## DATA LINES
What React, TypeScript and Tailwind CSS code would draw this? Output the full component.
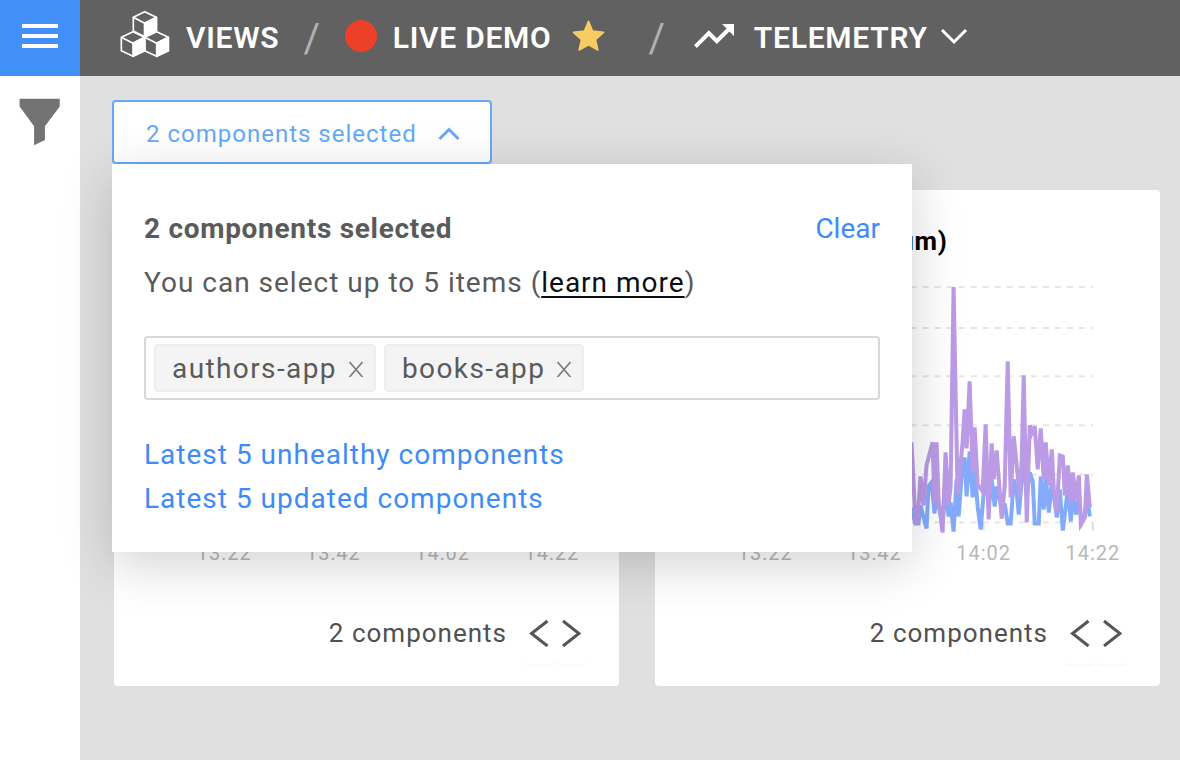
import { MdTrendingUp } from "react-icons/md";

const TAGS = ["authors-app", "books-app"];

const GRID_LINES = [18, 59, 107, 156, 205, 253];

const TICKS = [
  { x: 110, label: "13:22" },
  { x: 219, label: "13:42" },
  { x: 328, label: "14:02" },
  { x: 437, label: "14:22" },
];

const PURPLE =
  "44,240 52,205 60,248 70,190 80,236 92,176 100,250 112,200 124,246 136,184 148,230 160,204 172,250 186,190 200,240 214,196 228,246 240,182 250,230 256,173 260,253 262,253 265,207 268,236 271,196 277,173 279,235 281,173 283,230 287,263 290,183 293,236 295,217 298,18 302,225 307,173 309,140 311,179 314,112 317,203 319,158 322,215 327,222 330,155 333,250 336,174 338,210 341,181 346,249 349,217 352,92 355,228 358,167 361,196 364,228 366,190 368,106 371,253 374,156 376,164 379,157 382,200 385,159 388,210 390,173 393,216 396,180 398,220 401,243 404,186 407,187 409,226 412,196 415,233 417,203 420,230 423,206 425,255 429,248 431,205 434,238";

const BLUE =
  "44,250 60,240 76,252 92,236 108,253 124,238 140,250 156,230 172,253 188,240 204,250 220,236 236,252 250,230 256,240 260,254 263,254 265,236 271,259 273,217 276,213 279,244 281,213 283,237 287,253 290,217 293,247 295,233 298,262 301,210 303,247 306,207 309,188 311,227 314,182 317,228 319,198 322,237 325,260 330,200 333,237 336,210 339,237 341,217 347,243 349,234 352,254 355,254 358,210 361,223 363,245 366,213 368,180 371,227 374,203 377,212 379,254 383,254 385,207 388,240 390,207 393,243 396,213 399,233 401,248 404,220 407,261 412,220 415,252 417,220 420,245 423,230 426,253 429,247 431,227 434,247";

function Chart({ label }: { label: string }) {
  return (
    <svg viewBox="0 0 504 300" className="block w-full" role="img" aria-label={label}>
      {GRID_LINES.map((y) => (
        <line key={y} x1="44" x2="437" y1={y} y2={y} stroke="#e6e6e6" strokeWidth="2" strokeDasharray="6 6" strokeDashoffset="5" />
      ))}
      {TICKS.map((t) => (
        <line key={t.x} x1={t.x} x2={t.x} y1="253" y2="261" stroke="#dedede" strokeWidth="2" />
      ))}
      <polyline points={BLUE} fill="none" stroke="#84abfa" strokeWidth="4" />
      <polyline points={PURPLE} fill="none" stroke="#bb9ae6" strokeWidth="4" />
      {TICKS.map((t) => (
        <text key={t.x} x={t.x} y="290" textAnchor="middle" fill="#b8b8b8" className="text-[20px] tracking-wider">
          {t.label}
        </text>
      ))}
    </svg>
  );
}

function Card({ title }: { title?: string }) {
  return (
    <section className="flex flex-col rounded-sm bg-white">
      <h2 className="min-h-[70px] pt-8 pl-2 text-center text-[26px] leading-[38px] font-bold tracking-wide text-black">{title}</h2>
      <div className="mt-[9px]">
        <Chart label="Telemetry of the last hour" />
      </div>
      <div className="mt-8 flex items-center justify-end gap-4 px-8 pb-[22px]">
        <span className="text-[26px] leading-8 tracking-[1px] text-[#505050]">2 components</span>
        <div className="flex">
          <button type="button" aria-label="Previous" className="flex h-[62px] w-8 items-center justify-center rounded-md shadow-[0_2px_0_#fafafa]">
            <svg viewBox="0 0 20 28" className="h-7 w-5" fill="none" stroke="#555555" strokeWidth="3">
              <path d="M18.500 2L2.500 14.500L18.500 27" />
            </svg>
          </button>
          <button type="button" aria-label="Next" className="flex h-[62px] w-8 items-center justify-center rounded-md shadow-[0_2px_0_#fafafa]">
            <svg viewBox="0 0 20 28" className="h-7 w-5" fill="none" stroke="#555555" strokeWidth="3">
              <path d="M2 2L18 14.500L2 27" />
            </svg>
          </button>
        </div>
      </div>
    </section>
  );
}

function CubesIcon() {
  return (
    <svg viewBox="360 30 150 144" className="h-12 w-[50px]" fill="none" stroke="white" strokeWidth="5" strokeLinejoin="round">
      <path d="M434 35L469 52V93L434 110L400 93V52Z" />
      <path d="M400 52L434 70L469 52V93L434 110V70Z" />
      <path d="M434 70L469 52V93L434 110Z" fill="white" />
      <path d="M399 95L434 112V152L399 169L364 152V112Z" />
      <path d="M364 112L399 130L434 112" />
      <path d="M399 130L434 112V152L399 169Z" fill="white" />
      <path d="M470 95L505 112V152L470 169L434 152V112Z" />
      <path d="M434 112L470 130L505 112" />
      <path d="M470 130L505 112V152L470 169Z" fill="white" />
    </svg>
  );
}

function Slash() {
  return <span aria-hidden="true" className="block pt-[6px] text-[40px] leading-10 font-normal text-[#b0b0b0]">/</span>;
}

function Header() {
  return (
    <header className="flex h-[76px] items-stretch bg-[#616161] text-[30px] font-semibold tracking-wide text-white">
      <button type="button" aria-label="Menu" className="flex w-20 shrink-0 flex-col items-center justify-center gap-[6px] bg-[#4290f7] pb-1">
        <span className="h-1 w-9 bg-white" />
        <span className="h-1 w-9 bg-white" />
        <span className="h-1 w-9 bg-white" />
      </button>
      <nav className="flex items-center pb-1 pl-10 whitespace-nowrap">
        <a href="#views" className="flex items-center gap-4">
          <span className="pb-1"><CubesIcon /></span>
          <span className="pt-1 leading-9">VIEWS</span>
        </a>
        <span className="px-6"><Slash /></span>
        <a href="#live-demo" className="flex items-center">
          <span className="size-8 rounded-full bg-[#ed402b]" />
          <span className="pt-1 pl-4 leading-9">LIVE DEMO</span>
          <svg viewBox="844 58 98 96" className="ml-5 h-8 w-[33px]" fill="#f7cc62" stroke="#f7cc62" strokeWidth="5" strokeLinejoin="round">
            <path d="M893 62L905 91L938 95L914 117L921 148L893 132L865 148L872 117L848 95L881 91Z" />
          </svg>
        </a>
        <span className="pr-6 pl-11"><Slash /></span>
        <a href="#telemetry" className="flex items-center">
          <MdTrendingUp className="size-12" />
          <span className="pt-1 pl-4 leading-9">TELEMETRY</span>
          <svg viewBox="0 0 28 18" className="ml-3 h-[18px] w-7" fill="none" stroke="white" strokeWidth="3">
            <path d="M2 3L14 15L26 3" />
          </svg>
        </a>
      </nav>
    </header>
  );
}

function SelectionPanel() {
  return (
    <div className="absolute top-16 left-0 z-10 w-[800px] bg-white px-8 pt-[33px] pb-[31px] text-[28px] leading-[44px] tracking-[1px] text-[#5a5a5a] shadow-[0_12px_48px_rgba(0,0,0,0.18)]">
      <div className="flex h-16 items-center justify-between">
        <h1 className="font-bold tracking-wide">2 components selected</h1>
        <button type="button" className="tracking-normal text-[#3d8bf8]">Clear</button>
      </div>
      <p>
        You can select up to 5 items (
        <a href="#learn-more" className="text-[#0b0f14] underline decoration-2 underline-offset-4">learn more</a>)
      </p>
      <div className="mt-[31px] flex h-16 items-center gap-2 rounded-sm border-2 border-[#d8d8d8] px-2">
        {TAGS.map((tag) => (
          <span key={tag} className="flex h-12 items-center gap-[11px] rounded-sm border-2 border-[#eeeeee] bg-[#f4f4f4] pt-[2px] pr-[10px] pl-4 tracking-wider">
            {tag}
            <button type="button" aria-label={`Remove ${tag}`}>
              <svg viewBox="0 0 16 16" className="size-4" fill="none" stroke="#7c7c7c" strokeWidth="1.700">
                <path d="M1.500 1L14.500 16M14.500 1L1.500 16" />
              </svg>
            </button>
          </span>
        ))}
        <input type="text" aria-label="Add component" className="min-w-0 flex-1 outline-none" />
      </div>
      <div className="mt-[33px] flex flex-col items-start text-[#3d8bf8]">
        <a href="#unhealthy">Latest 5 unhealthy components</a>
        <a href="#updated">Latest 5 updated components</a>
      </div>
    </div>
  );
}

export default function App() {
  return (
    <div className="flex min-h-screen flex-col overflow-x-hidden font-[Roboto,sans-serif]">
      <Header />
      <div className="flex flex-1">
        <aside className="w-20 shrink-0 bg-white">
          <button type="button" aria-label="Filter" className="flex w-full justify-center pt-[22px]">
            <svg viewBox="57 294 126 146" className="h-12 w-[42px]" fill="#737373">
              <path d="M58 296H180V320L135 380V422L102 438V380L58 320Z" />
            </svg>
          </button>
        </aside>
        <main className="flex-1 bg-[#e0e0e0] pt-6">
          <div className="relative ml-8 w-[380px]">
            <button
              type="button"
              aria-expanded="true"
              className="flex h-16 w-full items-center justify-between rounded-sm border-2 border-[#65a9f8] bg-white pt-1 pr-[30px] pl-8 text-[24px] tracking-[1px] text-[#65a9f8]"
            >
              2 components selected
              <svg viewBox="0 0 22 14" className="h-[14px] w-[22px]" fill="none" stroke="#65a9f8" strokeWidth="3">
                <path d="M1.500 12L11 2.500L20.500 12" />
              </svg>
            </button>
            <SelectionPanel />
          </div>
          <div className="mt-[26px] grid grid-cols-2 gap-9 pr-5 pl-[34px]">
            <Card />
            <Card title="(sum)" />
          </div>
        </main>
      </div>
    </div>
  );
}
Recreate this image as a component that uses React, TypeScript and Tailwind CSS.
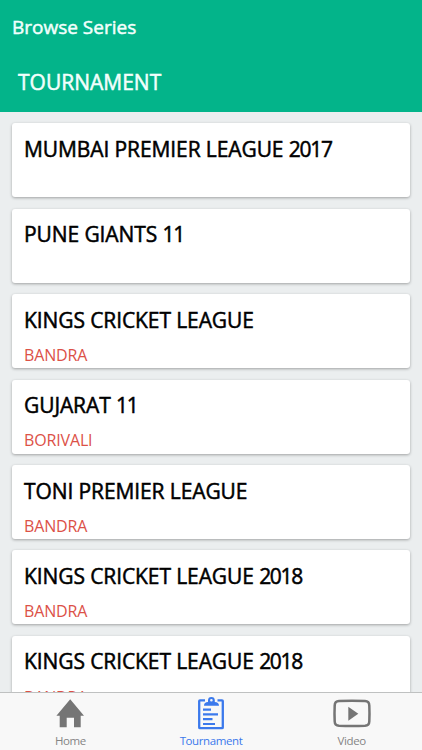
type Series = {
  name: string;
  year?: string;
  place?: string;
};

const series: Series[] = [
  { name: 'MUMBAI PREMIER LEAGUE', year: '2017' },
  { name: 'PUNE GIANTS', year: '11' },
  { name: 'KINGS CRICKET LEAGUE', place: 'BANDRA' },
  { name: 'GUJARAT', year: '11', place: 'BORIVALI' },
  { name: 'TONI PREMIER LEAGUE', place: 'BANDRA' },
  { name: 'KINGS CRICKET LEAGUE', year: '2018', place: 'BANDRA' },
  { name: 'KINGS CRICKET LEAGUE', year: '2018', place: 'BANDRA' },
];

function HomeIcon() {
  return (
    <svg className="h-9 w-10 overflow-visible" viewBox="0 0 40 36" fill="#757575">
      <path d="M20.2 6.3 34 22.7H30.7V34.3H24V24.7H16.7V34.3H9.7V22.7H6.4Z" />
    </svg>
  );
}

function ClipboardIcon() {
  return (
    <svg className="h-9 w-10 overflow-visible" viewBox="0 0 40 36" fill="none" stroke="#3b79ec">
      <path
        d="M14 7.3H9Q8.2 7.3 8.2 8.1V34.4Q8.2 35.2 9 35.2H31Q31.8 35.2 31.8 34.4V8.1Q31.8 7.3 31 7.3H26.5"
        strokeWidth="2.3"
      />
      <path
        d="M13 12.7C13 10 14.5 9.2 17 9V7.3A3.4 3.4 0 0 1 23.8 7.3V9C26.3 9.2 28 10 28 12.7ZM20.4 5.9A1.3 1.3 0 1 0 20.4 8.5A1.3 1.3 0 1 0 20.4 5.9Z"
        fill="#3b79ec"
        fillRule="evenodd"
        stroke="none"
      />
      <path d="M12 16.7H20M12 21.4H27M12 26.2H21.5M12 31H24" strokeWidth="2.2" />
    </svg>
  );
}

function VideoIcon() {
  return (
    <svg className="h-9 w-10 overflow-visible" viewBox="0 0 40 36" fill="none">
      <path
        d="M7 8.1Q20 7.3 33 8.1Q37.2 8.3 37.3 12.5Q37.7 20.5 37.3 28.5Q37.2 32.5 33 32.8Q20 33.4 7 32.8Q2.8 32.5 2.7 28.5Q2.3 20.5 2.7 12.5Q2.8 8.3 7 8.1Z"
        stroke="#757575"
        strokeWidth="2.5"
      />
      <path d="M16.3 13.7V27.7L26.3 20.7Z" fill="#757575" />
    </svg>
  );
}

const tabs = [
  { label: 'Home', icon: HomeIcon, active: false },
  { label: 'Tournament', icon: ClipboardIcon, active: true },
  { label: 'Video', icon: VideoIcon, active: false },
];

export default function App() {
  return (
    <div className="flex h-[750px] w-full flex-col overflow-hidden bg-[#ebeeef] font-['Open_Sans','Noto_Sans',sans-serif]">
      <header className="h-[111.5px] shrink-0 bg-[#03b48a] text-[#f2fffc]">
        <div className="px-3 pt-[14px] text-[19px] leading-[26px] [-webkit-text-stroke:0.5px]">
          Browse Series
        </div>
        <h1 className="px-[18px] pt-7 text-[21px] leading-7 [-webkit-text-stroke:0.5px]">TOURNAMENT</h1>
      </header>

      <main className="flex min-h-0 flex-1 flex-col gap-[11.45px] overflow-hidden px-3 pt-[11.7px]">
        {series.map((item, i) => (
          <article
            key={i}
            className="h-[74px] shrink-0 rounded-[3px] bg-white px-3 pt-[11.6px] shadow-[0_1px_3px_rgba(0,0,0,0.32)]"
          >
            <h2 className="text-[21px] leading-7 tracking-[-0.1px] whitespace-nowrap text-black [-webkit-text-stroke:0.5px]">
              {item.name}
              {item.year && (
                <>
                  {' '}
                  <span className="tracking-[-1.3px]">{item.year}</span>
                </>
              )}
            </h2>
            {item.place && (
              <p className="pt-[9.2px] text-base leading-6 tracking-[-0.15px] text-[#dc5147]">{item.place}</p>
            )}
          </article>
        ))}
      </main>

      <nav className="grid h-[58px] shrink-0 grid-cols-3 border-t border-[#bfc1c1] bg-[#f8f8f8]">
        {tabs.map(({ label, icon: Icon, active }) => (
          <button key={label} className="flex flex-col items-center">
            <Icon />
            <span
              className={`pt-[4px] text-[11.5px] leading-4 tracking-[-0.4px] ${active ? 'text-[#3b79ec]' : 'text-[#858585]'}`}
            >
              {label}
            </span>
          </button>
        ))}
      </nav>
    </div>
  );
}
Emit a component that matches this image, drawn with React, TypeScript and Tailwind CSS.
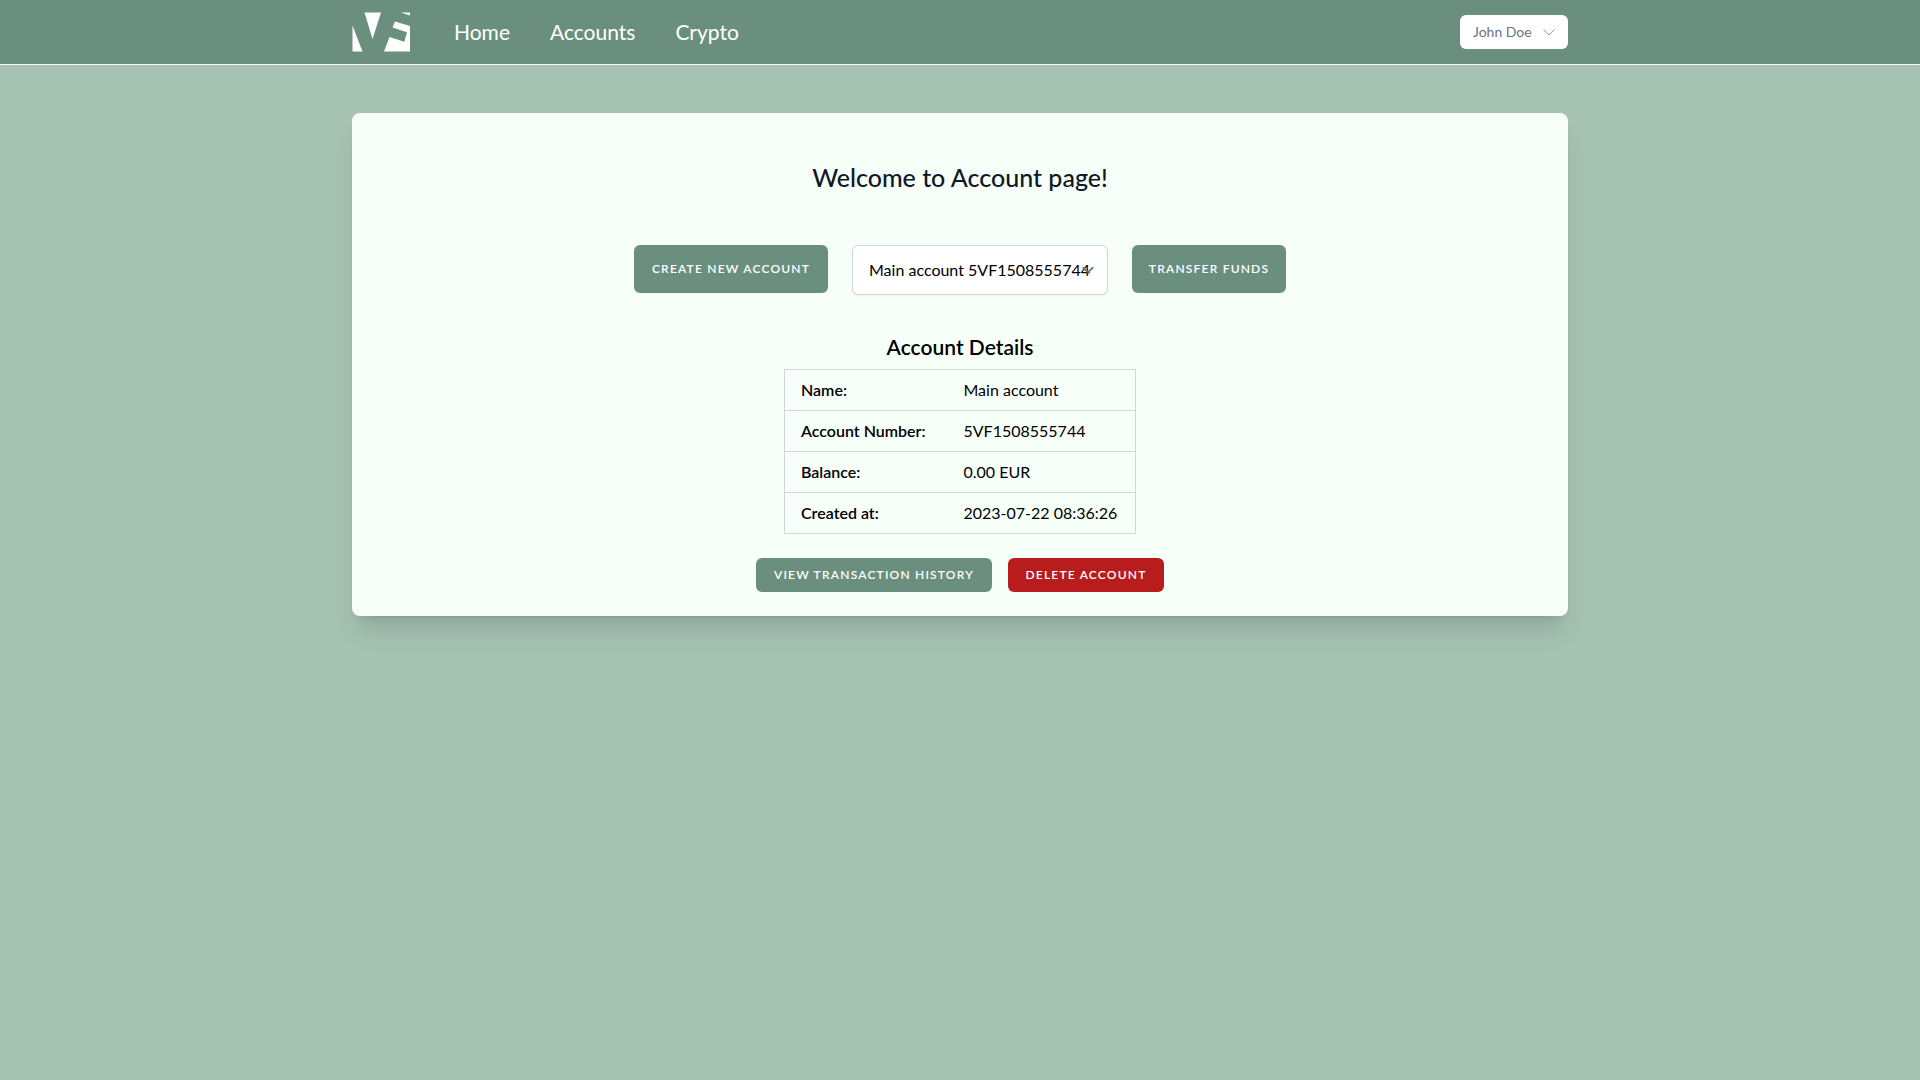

## AIM
In the records above, locate every line with the string "Tailwind" and copy it.

## WRITTEN ANSWER
What React, TypeScript and Tailwind CSS code would draw this? Output the full component.
Recreate this image as a component that uses React, TypeScript and Tailwind CSS.
Emit a component that matches this image, drawn with React, TypeScript and Tailwind CSS.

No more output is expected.